Patrick Cowan threw for 126 yards and 2 touchdowns. Justin Medlock kicked 4 field goals.

|  | 1 | 2 | 3 | 4 | Total |
|---|---|---|---|---|---|
| Beavers | 0 | 7 | 0 | 0 | 7 |
| Bruins | 0 | 6 | 7 | 12 | 25 |

===Arizona State===

The Bruins became bowl eligible after beating Arizona State. Patrick Cowan threw for 187 yards and 2 touchdowns, and was sacked 3 times. Brandon Breazell rushed for 91 yards and 2 touchdowns.

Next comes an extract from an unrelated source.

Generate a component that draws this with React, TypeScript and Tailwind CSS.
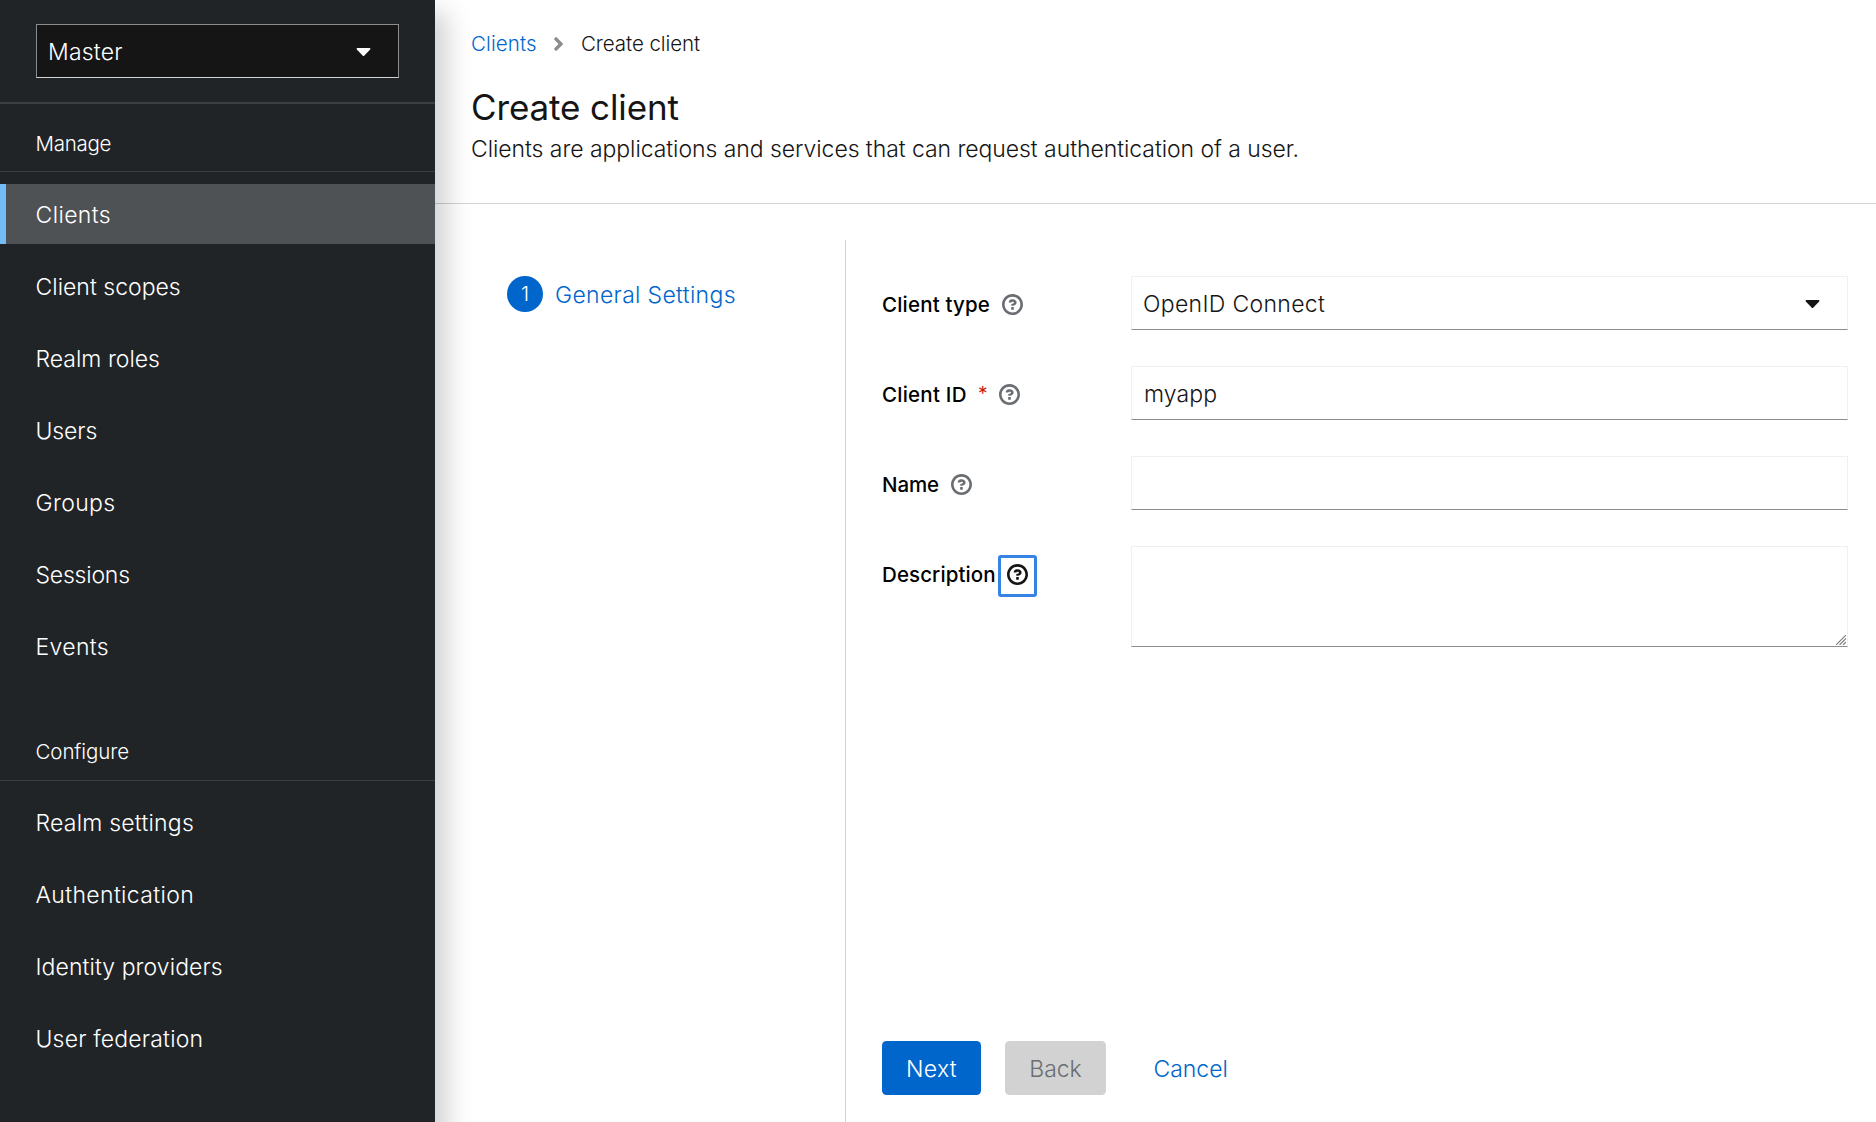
import type { ReactNode } from "react";

type NavEntry = { label: string; tracking: string; active?: boolean };

const manageItems: NavEntry[] = [
  { label: "Clients", tracking: "tracking-[0.39px]", active: true },
  { label: "Client scopes", tracking: "tracking-[0.01px]" },
  { label: "Realm roles", tracking: "tracking-[0px]" },
  { label: "Users", tracking: "tracking-[-0.1px]" },
  { label: "Groups", tracking: "tracking-[0.34px]" },
  { label: "Sessions", tracking: "tracking-[-0.21px]" },
  { label: "Events", tracking: "tracking-[0.35px]" },
];

const configureItems: NavEntry[] = [
  { label: "Realm settings", tracking: "tracking-[0.22px]" },
  { label: "Authentication", tracking: "tracking-[0.35px]" },
  { label: "Identity providers", tracking: "tracking-[0.07px]" },
  { label: "User federation", tracking: "tracking-[0.18px]" },
];

function CaretDown() {
  return (
    <svg viewBox="0 0 320 512" className="h-6 w-[15px] shrink-0" fill="currentColor" aria-hidden="true">
      <path d="M31.3 192h257.3c17.8 0 26.7 21.5 14.1 34.1L174.1 354.8c-7.8 7.8-20.5 7.8-28.3 0L17.2 226.1C4.6 213.5 13.4 192 31.3 192z" />
    </svg>
  );
}

function AngleRight() {
  return (
    <svg viewBox="0 0 256 512" className="h-[22px] w-[11px] shrink-0 text-[#8a8d90]" fill="currentColor" aria-hidden="true">
      <path d="M224.3 273l-136 136c-9.4 9.4-24.6 9.4-33.9 0l-22.6-22.6c-9.4-9.4-9.4-24.6 0-33.9l96.4-96.4-96.4-96.4c-9.4-9.4-9.4-24.6 0-33.9L54.3 103c9.4-9.4 24.6-9.4 33.9 0l136 136c9.5 9.4 9.5 24.6.1 34z" />
    </svg>
  );
}

function HelpIcon() {
  return (
    <svg viewBox="0 0 1024 1024" className="size-[21px] shrink-0" fill="currentColor" aria-hidden="true">
      <path d="M521.3 576C627.5 576 713.7 502 713.7 413.7S627.6 253.6 521.3 253.6C366 253.6 334.5 337.7 329.2 407.2c0 7.1 6 8.8 14.3 8.8H445c5.5 0 13-.5 15.8-9.5 0-43.9 122.1-49.4 122.1 7.1 0 28.3-26.7 57.3-61.6 59.4s-74 6.8-74 48.7v32.1c0 17 8.8 22.2 24.7 22.2h49.3M575.3 751.3v-96c0-8.8-7.2-16-16-16h-96c-8.8 0-16 7.2-16 16v96c0 8.8 7.2 16 16 16h96c8.8 0 16-7.2 16-16M512 896c-211.8 0-384-172.1-384-384 0-211.7 172.2-384 384-384s384 172.2 384 384-172.3 384-384 384M512.1 0C229.7 0 0 229.8 0 512s229.8 512 512.1 512S1024 794.3 1024 512 794.4 0 512.1 0" />
    </svg>
  );
}

function ResizeGrip() {
  return (
    <svg viewBox="0 0 10 10" className="absolute right-0.5 bottom-0.5 size-[10px]" stroke="#7a7a7a" strokeWidth="1.1" aria-hidden="true">
      <path d="M0 10L10 0M3.5 10L10 3.5M7 10L10 7" fill="none" />
    </svg>
  );
}

type NavSectionProps = { title: string; titleClass: string; itemClass: string; items: NavEntry[] };

function NavSection({ title, titleClass, itemClass, items }: NavSectionProps) {
  return (
    <section>
      <h2 className={`flex h-[57px] items-center border-b border-[#3c3f42] pl-[35.5px] text-[20.5px] ${titleClass}`}>{title}</h2>
      <ul className="flex flex-col gap-3 pt-3">
        {items.map((item) => (
          <li key={item.label}>
            <a
              className={`flex h-[60px] items-center border-l-[6px] pl-[29.5px] ${itemClass} ${item.tracking} ${
                item.active ? "border-[#73bcf7] bg-[#4f5255]" : "border-transparent"
              }`}
            >
              {item.label}
            </a>
          </li>
        ))}
      </ul>
    </section>
  );
}

function Sidebar() {
  return (
    <aside className="z-10 flex h-[1170px] w-[435px] shrink-0 flex-col bg-[#212427] text-white shadow-[24px_0_24px_-12px_rgba(3,3,3,0.18)]">
      <div className="border-b-2 border-[#3c3f42] px-9 py-6">
        <button className="flex h-[54px] w-[363px] items-center justify-between border border-[#8a8d90] border-b-[#d2d2d2] bg-[#151515] pr-[27.5px] pl-[11px] tracking-[0.22px]">
          <span className="pt-0.5">Master</span>
          <CaretDown />
        </button>
      </div>
      <nav className="flex flex-col gap-12 pt-[11px]">
        <NavSection title="Manage" titleClass="pt-0.5 tracking-[-0.28px]" itemClass="pt-0.5" items={manageItems} />
        <NavSection title="Configure" titleClass="tracking-[-0.09px]" itemClass="pt-0" items={configureItems} />
      </nav>
    </aside>
  );
}

function PageHeader() {
  return (
    <header className="flex h-[204px] shrink-0 flex-col border-b border-[#d2d2d2] pl-9">
      <div className="mt-[28px] flex h-[31px] items-center text-[20.5px]">
        <a className="w-[82px] tracking-[0.11px] text-[#0066cc]">Clients</a>
        <AngleRight />
        <span className="pl-[17px] tracking-[-0.07px] text-[#151515]">Create client</span>
      </div>
      <h1 className="mt-[25px] text-[35px] leading-[46px] font-normal tracking-[-0.12px] text-[#151515]">Create client</h1>
      <p className="pt-px leading-[36px] tracking-[-0.06px]">
        Clients are applications and services that can request authentication of a user.
      </p>
    </header>
  );
}

type FieldProps = {
  label: string;
  labelClass: string;
  required?: boolean;
  focused?: boolean;
  children: ReactNode;
};

function Field({ label, labelClass, required, focused, children }: FieldProps) {
  return (
    <div className="flex items-start">
      <div className="flex h-[57px] w-[249px] shrink-0 items-center">
        <label className={`shrink-0 pt-px text-[20.5px] font-medium text-black ${labelClass}`}>{label}</label>
        {required && <span className="w-[21px] shrink-0 pb-px text-[19px] font-normal text-[#c9190b]">*</span>}
        {focused ? (
          <button className="mt-0.5 flex h-[42px] w-[39px] shrink-0 justify-center rounded-[3px] border-[3px] border-[#3584e4] pt-[6px] text-[#151515]">
            <HelpIcon />
          </button>
        ) : (
          <button className="shrink-0 text-[#6a6e73]">
            <HelpIcon />
          </button>
        )}
      </div>
      {children}
    </div>
  );
}

const control = "w-[717px] border border-[#f0f0f0] border-b-[#8a8d90] bg-white font-light text-[#151515] outline-none";

function ClientForm() {
  return (
    <form className="flex flex-col gap-[33px]">
      <Field label="Client type" labelClass="w-[120px] tracking-[0.18px]">
        <button type="button" className={`flex h-[54px] items-center justify-between pr-[27.5px] pl-[11px] tracking-[0.32px] ${control}`}>
          <span className="pt-0.5">OpenID Connect</span>
          <CaretDown />
        </button>
      </Field>
      <Field label="Client ID" labelClass="w-[96px] tracking-[0.24px]" required>
        <input className={`h-[54px] pt-0.5 pr-3 pl-3 tracking-[0.1px] ${control}`} defaultValue="myapp" />
      </Field>
      <Field label="Name" labelClass="w-[69px] tracking-[-0.1px]">
        <input className={`h-[54px] px-3 ${control}`} />
      </Field>
      <Field label="Description" labelClass="w-[116px] tracking-[0.1px]" focused>
        <div className="relative">
          <textarea className={`block h-[101px] resize-none px-3 ${control}`} />
          <ResizeGrip />
        </div>
      </Field>
    </form>
  );
}

export default function App() {
  return (
    <div className="flex h-[1122px] w-[1876px] overflow-hidden bg-white font-['Inter',sans-serif] text-[23px] leading-[36px] font-light text-[#151515]">
      <Sidebar />
      <main className="flex min-w-0 flex-1 flex-col">
        <PageHeader />
        <div className="flex flex-1 pt-9">
          <aside className="w-[411px] shrink-0 border-r border-[#d2d2d2] pt-9 pl-[72px]">
            <a className="flex h-9 items-center gap-3 text-[#0066cc]">
              <span className="flex size-9 items-center justify-center rounded-full bg-[#0066cc] text-[20.5px] text-white">1</span>
              <span className="pt-0.5 tracking-[0.32px]">General Settings</span>
            </a>
          </aside>
          <section className="flex flex-1 flex-col justify-between pt-9 pb-[27px] pl-9">
            <ClientForm />
            <footer className="flex h-[54px] gap-6">
              <button className="w-[99px] rounded-[4.5px] bg-[#0066cc] pt-0.5 tracking-[0.28px] text-white">Next</button>
              <button className="w-[101px] rounded-[4.5px] bg-[#d2d2d2] pt-0.5 tracking-[-0.04px] text-[#6a6e73]">Back</button>
              <button className="pt-0.5 pl-[23.5px] tracking-[-0.02px] text-[#0066cc]">Cancel</button>
            </footer>
          </section>
        </div>
      </main>
    </div>
  );
}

|  | 1 | 2 | 3 | 4 | Total |
|---|---|---|---|---|---|
| Bruins | 7 | 7 | 3 | 7 | 24 |
| Sun Devils | 3 | 6 | 3 | 0 | 12 |

===USC===

The Bruins beat the Trojans for the first time since 1998, ending the Trojans chance to play in the National Championship game. Patrick Cowan passed for 114 yards and ran for another 55.

|  | 1 | 2 | 3 | 4 | Total |
|---|---|---|---|---|---|
| Trojans | 0 | 9 | 0 | 0 | 9 |
| Bruins | 7 | 0 | 3 | 3 | 13 |

===Florida State===

The Bruins lost to the Seminoles in their first appearance at the Emerald Bowl. In February 2010, Florida State vacated this win due to NCAA rule violations.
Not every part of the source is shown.